In 2004, Congress amended the Individual with Disabilities Education Act (IDEA) to force states to address disparities in the identification of students with disabilities for special education services, the placement of students in restricted settings, and discipline of students of color at higher rates than their peers. Yet there was no uniform definition for what was considered “significant disproportionality” under IDEA. A report by the Government Accountability Office in 2013 found that the way states defined significant disparities in districts under IDEA varied widely to the extent that it provided “no assurance that the problem is being appropriately identified across the nation.” The report noted that in 2010, just two percent of districts demonstrated significant disparities under IDEA and used federal funds to tackle overrepresentation in special education. Half of those districts were in five states. This left thousands of students of color with disabilities at risk of not receiving the services they needed and states unable to identify the true scope of their disparity problems.

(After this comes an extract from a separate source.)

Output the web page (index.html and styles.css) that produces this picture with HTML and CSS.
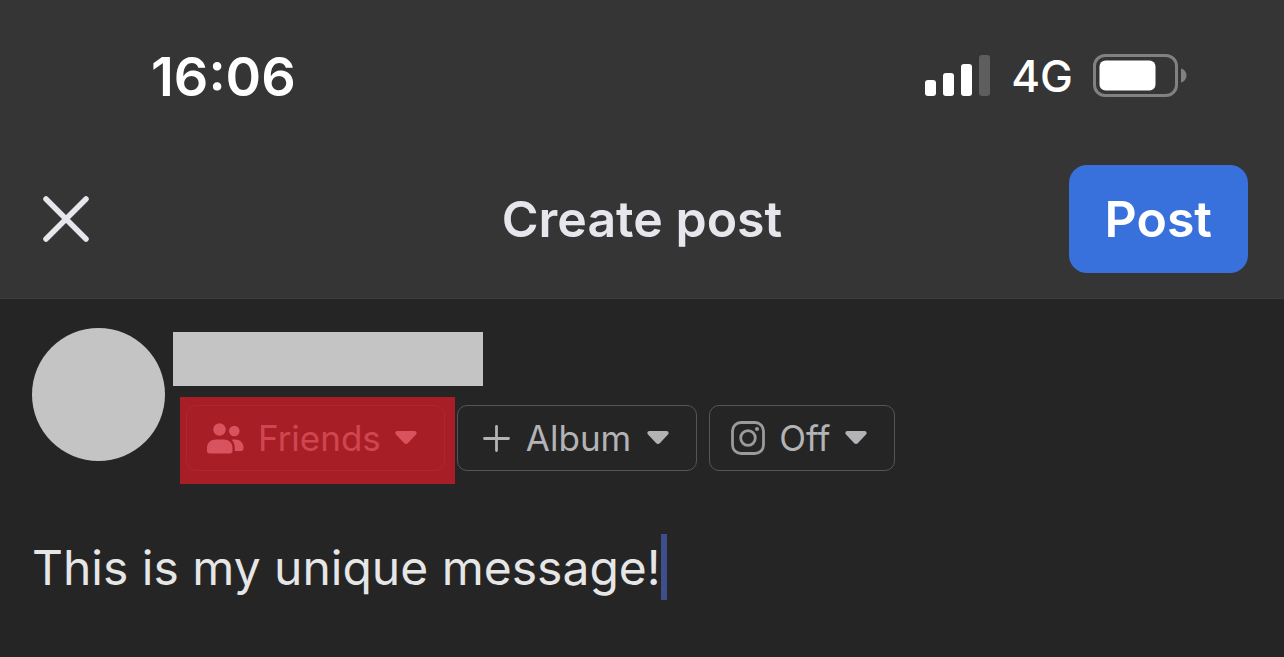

So in 2016, then-Education Secretary John King Jr. announced the rule to create a standard methodology for states to follow to determine if racial disparities exist. “Children with disabilities are often disproportionately and unfairly suspended and expelled from school and educated in classrooms separate from their peers,” King said at the time. “Children of color with disabilities are overrepresented within the special education population, and the contrast in how frequently they are disciplined is even starker.”
After Trump was elected, the Education Department began signaling that it intended to delay the rule. In December 2017, department spokeswoman Elizabeth Hill told the New York Times that it was “prudent to delay implementation for two years” after the department said it received concerns about the rule during its regulatory review process. More than three months after the department opened its comment period in February, it issued its decision on July 3.
Thursday’s legal challenge comes more than a week after the Education Department, along with the Justice Department, rescinded several guidances that encouraged schools to consider race in college admissions and student assignment in K-12 schools. And in late May, COPAA, the National Federation for the Blind, and the NAACP sued the Education Department for changes the agency made to the way it handles civil rights complaints, alleging that the department had violated the Administrative Procedures Act.